Directions for this task: All of the lines below are to be transcribed faithfully, with pictures excluded from the copy.

-- begin Recorded information --

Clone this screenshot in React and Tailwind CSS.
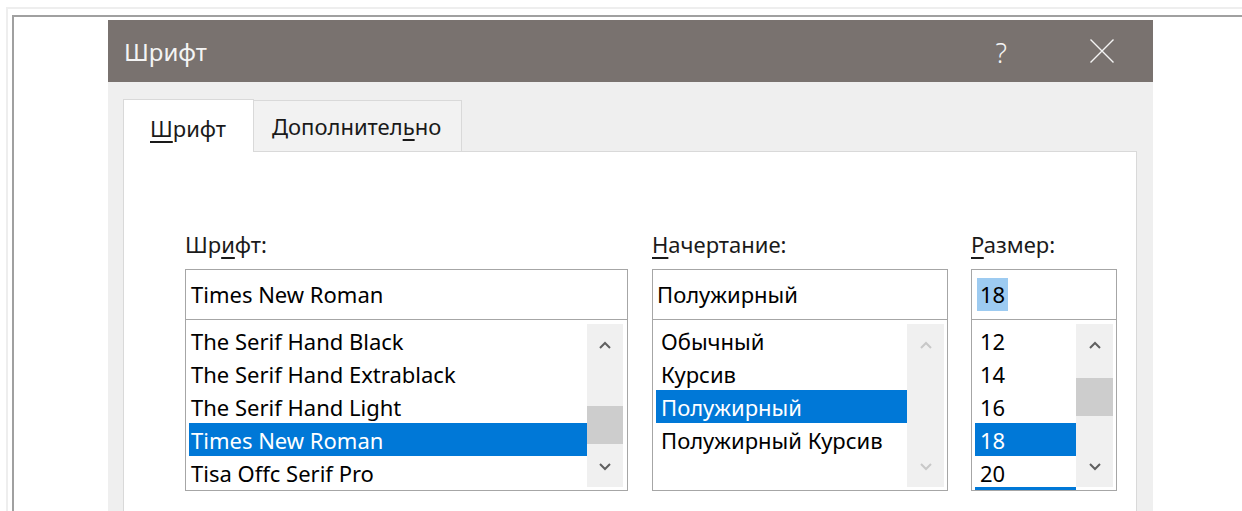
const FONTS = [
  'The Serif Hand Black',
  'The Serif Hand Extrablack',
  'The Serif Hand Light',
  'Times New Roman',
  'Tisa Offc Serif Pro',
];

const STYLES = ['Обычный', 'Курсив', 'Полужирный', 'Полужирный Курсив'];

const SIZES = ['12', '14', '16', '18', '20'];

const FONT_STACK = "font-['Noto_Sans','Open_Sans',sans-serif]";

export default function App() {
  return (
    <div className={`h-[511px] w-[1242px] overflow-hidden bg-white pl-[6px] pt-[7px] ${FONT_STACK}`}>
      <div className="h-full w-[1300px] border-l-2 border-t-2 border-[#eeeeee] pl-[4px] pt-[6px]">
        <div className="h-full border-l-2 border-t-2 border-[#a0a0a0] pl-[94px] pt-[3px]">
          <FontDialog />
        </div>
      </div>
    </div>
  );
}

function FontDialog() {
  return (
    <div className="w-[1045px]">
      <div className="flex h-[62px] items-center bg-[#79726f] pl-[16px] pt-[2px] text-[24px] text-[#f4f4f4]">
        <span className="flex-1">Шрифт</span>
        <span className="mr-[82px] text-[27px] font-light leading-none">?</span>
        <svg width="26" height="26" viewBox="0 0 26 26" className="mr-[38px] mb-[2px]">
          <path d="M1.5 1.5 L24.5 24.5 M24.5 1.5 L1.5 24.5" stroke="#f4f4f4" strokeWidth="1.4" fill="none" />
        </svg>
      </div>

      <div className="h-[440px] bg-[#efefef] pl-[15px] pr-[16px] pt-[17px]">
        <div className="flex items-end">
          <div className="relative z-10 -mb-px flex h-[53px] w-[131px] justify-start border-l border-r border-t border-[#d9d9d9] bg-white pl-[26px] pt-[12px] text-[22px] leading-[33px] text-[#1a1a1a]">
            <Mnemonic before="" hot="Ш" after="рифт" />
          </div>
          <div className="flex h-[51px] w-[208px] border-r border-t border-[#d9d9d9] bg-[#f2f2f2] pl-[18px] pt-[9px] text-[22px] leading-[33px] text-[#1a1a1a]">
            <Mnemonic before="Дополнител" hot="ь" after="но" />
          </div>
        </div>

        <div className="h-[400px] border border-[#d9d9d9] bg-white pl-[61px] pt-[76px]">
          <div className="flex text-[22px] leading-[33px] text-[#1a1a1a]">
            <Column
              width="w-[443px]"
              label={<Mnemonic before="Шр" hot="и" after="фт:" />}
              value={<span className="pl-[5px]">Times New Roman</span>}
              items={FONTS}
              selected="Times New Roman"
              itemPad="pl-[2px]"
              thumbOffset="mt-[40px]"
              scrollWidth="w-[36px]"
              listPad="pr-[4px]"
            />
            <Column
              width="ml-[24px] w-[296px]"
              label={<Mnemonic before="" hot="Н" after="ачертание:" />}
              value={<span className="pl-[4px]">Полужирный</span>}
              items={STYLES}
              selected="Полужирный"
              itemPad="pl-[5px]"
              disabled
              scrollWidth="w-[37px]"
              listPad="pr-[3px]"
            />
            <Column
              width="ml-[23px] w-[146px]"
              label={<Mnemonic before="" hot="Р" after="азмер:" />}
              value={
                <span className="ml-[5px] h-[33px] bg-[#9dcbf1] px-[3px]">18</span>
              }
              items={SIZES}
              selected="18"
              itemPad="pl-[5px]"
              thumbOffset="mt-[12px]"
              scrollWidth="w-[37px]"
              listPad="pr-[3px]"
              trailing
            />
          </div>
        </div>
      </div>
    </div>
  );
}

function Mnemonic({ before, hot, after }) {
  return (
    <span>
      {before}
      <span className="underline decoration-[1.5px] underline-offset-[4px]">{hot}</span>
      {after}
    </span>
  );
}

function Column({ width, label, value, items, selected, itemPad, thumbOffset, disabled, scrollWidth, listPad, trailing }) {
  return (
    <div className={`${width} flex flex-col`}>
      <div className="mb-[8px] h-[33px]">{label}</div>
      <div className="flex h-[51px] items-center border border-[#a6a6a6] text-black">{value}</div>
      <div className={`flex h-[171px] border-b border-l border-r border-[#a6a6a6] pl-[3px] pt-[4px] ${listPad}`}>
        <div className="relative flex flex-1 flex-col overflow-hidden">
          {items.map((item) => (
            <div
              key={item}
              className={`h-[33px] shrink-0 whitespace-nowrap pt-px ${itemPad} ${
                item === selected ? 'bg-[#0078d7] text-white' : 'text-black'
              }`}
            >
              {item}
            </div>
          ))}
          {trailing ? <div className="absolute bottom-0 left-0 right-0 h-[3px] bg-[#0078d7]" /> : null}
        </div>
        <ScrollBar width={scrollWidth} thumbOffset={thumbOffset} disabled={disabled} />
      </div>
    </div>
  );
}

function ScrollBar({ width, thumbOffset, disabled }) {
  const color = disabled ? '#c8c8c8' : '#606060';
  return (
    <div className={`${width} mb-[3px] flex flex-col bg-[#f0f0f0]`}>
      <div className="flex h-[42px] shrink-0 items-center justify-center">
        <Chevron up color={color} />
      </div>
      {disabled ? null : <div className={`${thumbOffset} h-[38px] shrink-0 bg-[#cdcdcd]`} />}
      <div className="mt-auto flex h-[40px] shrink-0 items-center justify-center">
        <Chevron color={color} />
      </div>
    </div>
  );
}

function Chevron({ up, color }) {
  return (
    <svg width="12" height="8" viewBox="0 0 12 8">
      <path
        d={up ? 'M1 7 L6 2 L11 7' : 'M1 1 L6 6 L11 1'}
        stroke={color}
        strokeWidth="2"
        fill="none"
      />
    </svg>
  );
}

-- end Recorded information --

Exercise answer:
Clone this screenshot in React and Tailwind CSS.
const FONTS = [
  'The Serif Hand Black',
  'The Serif Hand Extrablack',
  'The Serif Hand Light',
  'Times New Roman',
  'Tisa Offc Serif Pro',
];

const STYLES = ['Обычный', 'Курсив', 'Полужирный', 'Полужирный Курсив'];

const SIZES = ['12', '14', '16', '18', '20'];

const FONT_STACK = "font-['Noto_Sans','Open_Sans',sans-serif]";

export default function App() {
  return (
    <div className={`h-[511px] w-[1242px] overflow-hidden bg-white pl-[6px] pt-[7px] ${FONT_STACK}`}>
      <div className="h-full w-[1300px] border-l-2 border-t-2 border-[#eeeeee] pl-[4px] pt-[6px]">
        <div className="h-full border-l-2 border-t-2 border-[#a0a0a0] pl-[94px] pt-[3px]">
          <FontDialog />
        </div>
      </div>
    </div>
  );
}

function FontDialog() {
  return (
    <div className="w-[1045px]">
      <div className="flex h-[62px] items-center bg-[#79726f] pl-[16px] pt-[2px] text-[24px] text-[#f4f4f4]">
        <span className="flex-1">Шрифт</span>
        <span className="mr-[82px] text-[27px] font-light leading-none">?</span>
        <svg width="26" height="26" viewBox="0 0 26 26" className="mr-[38px] mb-[2px]">
          <path d="M1.5 1.5 L24.5 24.5 M24.5 1.5 L1.5 24.5" stroke="#f4f4f4" strokeWidth="1.4" fill="none" />
        </svg>
      </div>

      <div className="h-[440px] bg-[#efefef] pl-[15px] pr-[16px] pt-[17px]">
        <div className="flex items-end">
          <div className="relative z-10 -mb-px flex h-[53px] w-[131px] justify-start border-l border-r border-t border-[#d9d9d9] bg-white pl-[26px] pt-[12px] text-[22px] leading-[33px] text-[#1a1a1a]">
            <Mnemonic before="" hot="Ш" after="рифт" />
          </div>
          <div className="flex h-[51px] w-[208px] border-r border-t border-[#d9d9d9] bg-[#f2f2f2] pl-[18px] pt-[9px] text-[22px] leading-[33px] text-[#1a1a1a]">
            <Mnemonic before="Дополнител" hot="ь" after="но" />
          </div>
        </div>

        <div className="h-[400px] border border-[#d9d9d9] bg-white pl-[61px] pt-[76px]">
          <div className="flex text-[22px] leading-[33px] text-[#1a1a1a]">
            <Column
              width="w-[443px]"
              label={<Mnemonic before="Шр" hot="и" after="фт:" />}
              value={<span className="pl-[5px]">Times New Roman</span>}
              items={FONTS}
              selected="Times New Roman"
              itemPad="pl-[2px]"
              thumbOffset="mt-[40px]"
              scrollWidth="w-[36px]"
              listPad="pr-[4px]"
            />
            <Column
              width="ml-[24px] w-[296px]"
              label={<Mnemonic before="" hot="Н" after="ачертание:" />}
              value={<span className="pl-[4px]">Полужирный</span>}
              items={STYLES}
              selected="Полужирный"
              itemPad="pl-[5px]"
              disabled
              scrollWidth="w-[37px]"
              listPad="pr-[3px]"
            />
            <Column
              width="ml-[23px] w-[146px]"
              label={<Mnemonic before="" hot="Р" after="азмер:" />}
              value={
                <span className="ml-[5px] h-[33px] bg-[#9dcbf1] px-[3px]">18</span>
              }
              items={SIZES}
              selected="18"
              itemPad="pl-[5px]"
              thumbOffset="mt-[12px]"
              scrollWidth="w-[37px]"
              listPad="pr-[3px]"
              trailing
            />
          </div>
        </div>
      </div>
    </div>
  );
}

function Mnemonic({ before, hot, after }) {
  return (
    <span>
      {before}
      <span className="underline decoration-[1.5px] underline-offset-[4px]">{hot}</span>
      {after}
    </span>
  );
}

function Column({ width, label, value, items, selected, itemPad, thumbOffset, disabled, scrollWidth, listPad, trailing }) {
  return (
    <div className={`${width} flex flex-col`}>
      <div className="mb-[8px] h-[33px]">{label}</div>
      <div className="flex h-[51px] items-center border border-[#a6a6a6] text-black">{value}</div>
      <div className={`flex h-[171px] border-b border-l border-r border-[#a6a6a6] pl-[3px] pt-[4px] ${listPad}`}>
        <div className="relative flex flex-1 flex-col overflow-hidden">
          {items.map((item) => (
            <div
              key={item}
              className={`h-[33px] shrink-0 whitespace-nowrap pt-px ${itemPad} ${
                item === selected ? 'bg-[#0078d7] text-white' : 'text-black'
              }`}
            >
              {item}
            </div>
          ))}
          {trailing ? <div className="absolute bottom-0 left-0 right-0 h-[3px] bg-[#0078d7]" /> : null}
        </div>
        <ScrollBar width={scrollWidth} thumbOffset={thumbOffset} disabled={disabled} />
      </div>
    </div>
  );
}

function ScrollBar({ width, thumbOffset, disabled }) {
  const color = disabled ? '#c8c8c8' : '#606060';
  return (
    <div className={`${width} mb-[3px] flex flex-col bg-[#f0f0f0]`}>
      <div className="flex h-[42px] shrink-0 items-center justify-center">
        <Chevron up color={color} />
      </div>
      {disabled ? null : <div className={`${thumbOffset} h-[38px] shrink-0 bg-[#cdcdcd]`} />}
      <div className="mt-auto flex h-[40px] shrink-0 items-center justify-center">
        <Chevron color={color} />
      </div>
    </div>
  );
}

function Chevron({ up, color }) {
  return (
    <svg width="12" height="8" viewBox="0 0 12 8">
      <path
        d={up ? 'M1 7 L6 2 L11 7' : 'M1 1 L6 6 L11 1'}
        stroke={color}
        strokeWidth="2"
        fill="none"
      />
    </svg>
  );
}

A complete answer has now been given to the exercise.